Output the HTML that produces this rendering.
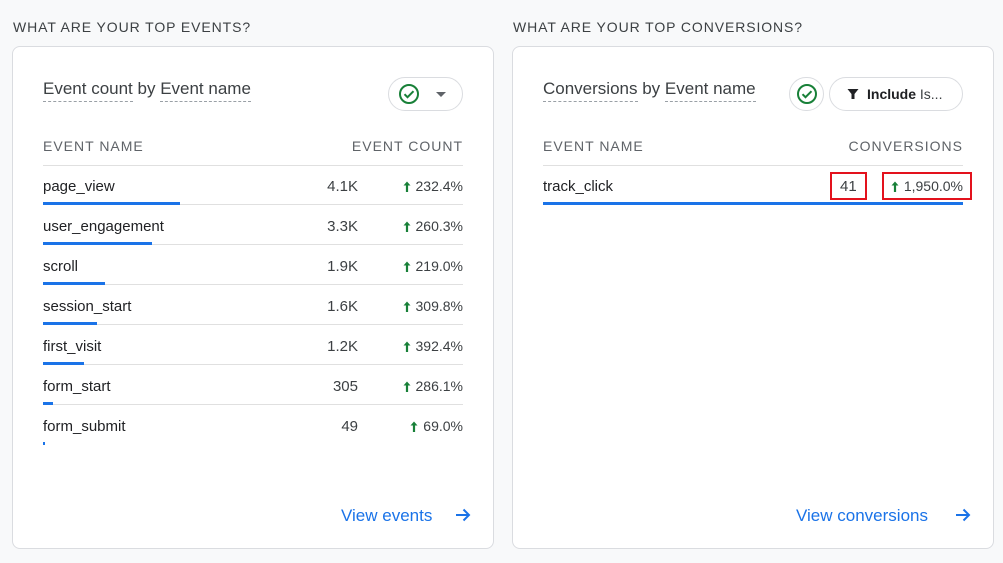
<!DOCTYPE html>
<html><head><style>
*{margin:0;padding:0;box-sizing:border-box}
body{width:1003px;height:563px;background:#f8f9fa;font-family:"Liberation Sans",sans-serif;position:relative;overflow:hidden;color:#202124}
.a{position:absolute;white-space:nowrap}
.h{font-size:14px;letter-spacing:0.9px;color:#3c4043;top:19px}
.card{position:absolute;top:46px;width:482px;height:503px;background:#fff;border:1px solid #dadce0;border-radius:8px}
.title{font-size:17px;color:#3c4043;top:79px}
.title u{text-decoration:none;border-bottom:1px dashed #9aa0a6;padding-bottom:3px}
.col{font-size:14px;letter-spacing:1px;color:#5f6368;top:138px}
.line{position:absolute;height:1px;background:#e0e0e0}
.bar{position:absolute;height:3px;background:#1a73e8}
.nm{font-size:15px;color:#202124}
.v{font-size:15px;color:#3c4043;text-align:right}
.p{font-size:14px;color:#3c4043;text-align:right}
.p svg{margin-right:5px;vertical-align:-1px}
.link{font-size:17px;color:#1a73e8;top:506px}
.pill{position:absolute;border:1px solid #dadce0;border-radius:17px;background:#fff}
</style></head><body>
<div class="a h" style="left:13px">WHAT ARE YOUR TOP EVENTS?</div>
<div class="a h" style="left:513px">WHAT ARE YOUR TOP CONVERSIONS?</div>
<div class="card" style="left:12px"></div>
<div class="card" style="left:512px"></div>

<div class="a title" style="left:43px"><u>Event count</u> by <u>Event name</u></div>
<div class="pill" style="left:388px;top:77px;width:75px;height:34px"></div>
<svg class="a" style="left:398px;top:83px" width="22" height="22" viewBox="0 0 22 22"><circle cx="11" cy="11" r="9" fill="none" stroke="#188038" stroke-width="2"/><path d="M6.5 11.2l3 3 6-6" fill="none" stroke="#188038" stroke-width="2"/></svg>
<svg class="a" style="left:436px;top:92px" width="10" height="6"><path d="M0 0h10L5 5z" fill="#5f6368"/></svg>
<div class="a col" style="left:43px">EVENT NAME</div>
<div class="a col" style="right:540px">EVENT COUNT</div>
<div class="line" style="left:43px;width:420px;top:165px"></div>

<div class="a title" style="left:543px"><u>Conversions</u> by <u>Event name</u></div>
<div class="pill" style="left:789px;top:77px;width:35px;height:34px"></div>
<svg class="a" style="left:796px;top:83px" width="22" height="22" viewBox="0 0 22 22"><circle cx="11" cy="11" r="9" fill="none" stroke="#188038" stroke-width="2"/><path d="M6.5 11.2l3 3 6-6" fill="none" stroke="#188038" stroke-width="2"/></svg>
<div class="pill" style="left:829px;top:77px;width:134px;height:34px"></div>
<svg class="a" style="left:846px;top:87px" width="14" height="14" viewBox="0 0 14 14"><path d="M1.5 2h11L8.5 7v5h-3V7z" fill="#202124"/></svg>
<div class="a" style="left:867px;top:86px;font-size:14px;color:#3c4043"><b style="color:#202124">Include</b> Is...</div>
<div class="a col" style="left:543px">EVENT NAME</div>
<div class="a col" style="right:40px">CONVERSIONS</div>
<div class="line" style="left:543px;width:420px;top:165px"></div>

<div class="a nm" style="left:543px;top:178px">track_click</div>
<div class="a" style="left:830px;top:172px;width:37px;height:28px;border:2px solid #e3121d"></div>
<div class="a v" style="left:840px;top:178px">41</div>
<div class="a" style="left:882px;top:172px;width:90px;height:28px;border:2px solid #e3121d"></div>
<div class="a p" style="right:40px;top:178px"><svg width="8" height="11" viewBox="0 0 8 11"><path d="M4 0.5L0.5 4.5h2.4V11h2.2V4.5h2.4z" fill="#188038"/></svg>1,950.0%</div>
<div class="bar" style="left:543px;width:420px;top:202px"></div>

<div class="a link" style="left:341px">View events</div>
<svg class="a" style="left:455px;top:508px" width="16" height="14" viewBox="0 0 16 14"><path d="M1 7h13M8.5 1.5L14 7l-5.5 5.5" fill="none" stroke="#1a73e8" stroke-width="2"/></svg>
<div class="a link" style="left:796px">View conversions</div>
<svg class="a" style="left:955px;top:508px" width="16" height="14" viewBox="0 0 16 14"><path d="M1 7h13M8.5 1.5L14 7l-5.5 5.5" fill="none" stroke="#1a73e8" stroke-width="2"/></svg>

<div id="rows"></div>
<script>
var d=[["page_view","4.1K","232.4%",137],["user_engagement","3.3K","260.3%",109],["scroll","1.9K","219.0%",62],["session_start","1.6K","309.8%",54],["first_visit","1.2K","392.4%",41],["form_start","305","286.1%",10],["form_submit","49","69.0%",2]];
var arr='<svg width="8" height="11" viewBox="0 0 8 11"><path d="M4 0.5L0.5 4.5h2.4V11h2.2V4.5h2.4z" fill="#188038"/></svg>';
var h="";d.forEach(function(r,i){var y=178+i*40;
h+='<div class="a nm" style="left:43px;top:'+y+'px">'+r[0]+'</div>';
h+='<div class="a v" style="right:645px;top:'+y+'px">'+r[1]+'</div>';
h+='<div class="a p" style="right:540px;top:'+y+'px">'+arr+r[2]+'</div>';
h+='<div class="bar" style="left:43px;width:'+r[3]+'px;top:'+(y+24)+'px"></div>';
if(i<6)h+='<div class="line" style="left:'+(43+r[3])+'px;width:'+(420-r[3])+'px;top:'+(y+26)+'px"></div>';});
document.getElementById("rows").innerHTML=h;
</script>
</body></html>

+--

*EXERCISE REQUIREMENTS*
All the material shown above is to be copied exactly, with no pictures carried over.

*SOLUTION TO THIS TASK*
Output the HTML that produces this rendering.
<!DOCTYPE html>
<html><head><style>
*{margin:0;padding:0;box-sizing:border-box}
body{width:1003px;height:563px;background:#f8f9fa;font-family:"Liberation Sans",sans-serif;position:relative;overflow:hidden;color:#202124}
.a{position:absolute;white-space:nowrap}
.h{font-size:14px;letter-spacing:0.9px;color:#3c4043;top:19px}
.card{position:absolute;top:46px;width:482px;height:503px;background:#fff;border:1px solid #dadce0;border-radius:8px}
.title{font-size:17px;color:#3c4043;top:79px}
.title u{text-decoration:none;border-bottom:1px dashed #9aa0a6;padding-bottom:3px}
.col{font-size:14px;letter-spacing:1px;color:#5f6368;top:138px}
.line{position:absolute;height:1px;background:#e0e0e0}
.bar{position:absolute;height:3px;background:#1a73e8}
.nm{font-size:15px;color:#202124}
.v{font-size:15px;color:#3c4043;text-align:right}
.p{font-size:14px;color:#3c4043;text-align:right}
.p svg{margin-right:5px;vertical-align:-1px}
.link{font-size:17px;color:#1a73e8;top:506px}
.pill{position:absolute;border:1px solid #dadce0;border-radius:17px;background:#fff}
</style></head><body>
<div class="a h" style="left:13px">WHAT ARE YOUR TOP EVENTS?</div>
<div class="a h" style="left:513px">WHAT ARE YOUR TOP CONVERSIONS?</div>
<div class="card" style="left:12px"></div>
<div class="card" style="left:512px"></div>

<div class="a title" style="left:43px"><u>Event count</u> by <u>Event name</u></div>
<div class="pill" style="left:388px;top:77px;width:75px;height:34px"></div>
<svg class="a" style="left:398px;top:83px" width="22" height="22" viewBox="0 0 22 22"><circle cx="11" cy="11" r="9" fill="none" stroke="#188038" stroke-width="2"/><path d="M6.5 11.2l3 3 6-6" fill="none" stroke="#188038" stroke-width="2"/></svg>
<svg class="a" style="left:436px;top:92px" width="10" height="6"><path d="M0 0h10L5 5z" fill="#5f6368"/></svg>
<div class="a col" style="left:43px">EVENT NAME</div>
<div class="a col" style="right:540px">EVENT COUNT</div>
<div class="line" style="left:43px;width:420px;top:165px"></div>

<div class="a title" style="left:543px"><u>Conversions</u> by <u>Event name</u></div>
<div class="pill" style="left:789px;top:77px;width:35px;height:34px"></div>
<svg class="a" style="left:796px;top:83px" width="22" height="22" viewBox="0 0 22 22"><circle cx="11" cy="11" r="9" fill="none" stroke="#188038" stroke-width="2"/><path d="M6.5 11.2l3 3 6-6" fill="none" stroke="#188038" stroke-width="2"/></svg>
<div class="pill" style="left:829px;top:77px;width:134px;height:34px"></div>
<svg class="a" style="left:846px;top:87px" width="14" height="14" viewBox="0 0 14 14"><path d="M1.5 2h11L8.5 7v5h-3V7z" fill="#202124"/></svg>
<div class="a" style="left:867px;top:86px;font-size:14px;color:#3c4043"><b style="color:#202124">Include</b> Is...</div>
<div class="a col" style="left:543px">EVENT NAME</div>
<div class="a col" style="right:40px">CONVERSIONS</div>
<div class="line" style="left:543px;width:420px;top:165px"></div>

<div class="a nm" style="left:543px;top:178px">track_click</div>
<div class="a" style="left:830px;top:172px;width:37px;height:28px;border:2px solid #e3121d"></div>
<div class="a v" style="left:840px;top:178px">41</div>
<div class="a" style="left:882px;top:172px;width:90px;height:28px;border:2px solid #e3121d"></div>
<div class="a p" style="right:40px;top:178px"><svg width="8" height="11" viewBox="0 0 8 11"><path d="M4 0.5L0.5 4.5h2.4V11h2.2V4.5h2.4z" fill="#188038"/></svg>1,950.0%</div>
<div class="bar" style="left:543px;width:420px;top:202px"></div>

<div class="a link" style="left:341px">View events</div>
<svg class="a" style="left:455px;top:508px" width="16" height="14" viewBox="0 0 16 14"><path d="M1 7h13M8.5 1.5L14 7l-5.5 5.5" fill="none" stroke="#1a73e8" stroke-width="2"/></svg>
<div class="a link" style="left:796px">View conversions</div>
<svg class="a" style="left:955px;top:508px" width="16" height="14" viewBox="0 0 16 14"><path d="M1 7h13M8.5 1.5L14 7l-5.5 5.5" fill="none" stroke="#1a73e8" stroke-width="2"/></svg>

<div id="rows"></div>
<script>
var d=[["page_view","4.1K","232.4%",137],["user_engagement","3.3K","260.3%",109],["scroll","1.9K","219.0%",62],["session_start","1.6K","309.8%",54],["first_visit","1.2K","392.4%",41],["form_start","305","286.1%",10],["form_submit","49","69.0%",2]];
var arr='<svg width="8" height="11" viewBox="0 0 8 11"><path d="M4 0.5L0.5 4.5h2.4V11h2.2V4.5h2.4z" fill="#188038"/></svg>';
var h="";d.forEach(function(r,i){var y=178+i*40;
h+='<div class="a nm" style="left:43px;top:'+y+'px">'+r[0]+'</div>';
h+='<div class="a v" style="right:645px;top:'+y+'px">'+r[1]+'</div>';
h+='<div class="a p" style="right:540px;top:'+y+'px">'+arr+r[2]+'</div>';
h+='<div class="bar" style="left:43px;width:'+r[3]+'px;top:'+(y+24)+'px"></div>';
if(i<6)h+='<div class="line" style="left:'+(43+r[3])+'px;width:'+(420-r[3])+'px;top:'+(y+26)+'px"></div>';});
document.getElementById("rows").innerHTML=h;
</script>
</body></html>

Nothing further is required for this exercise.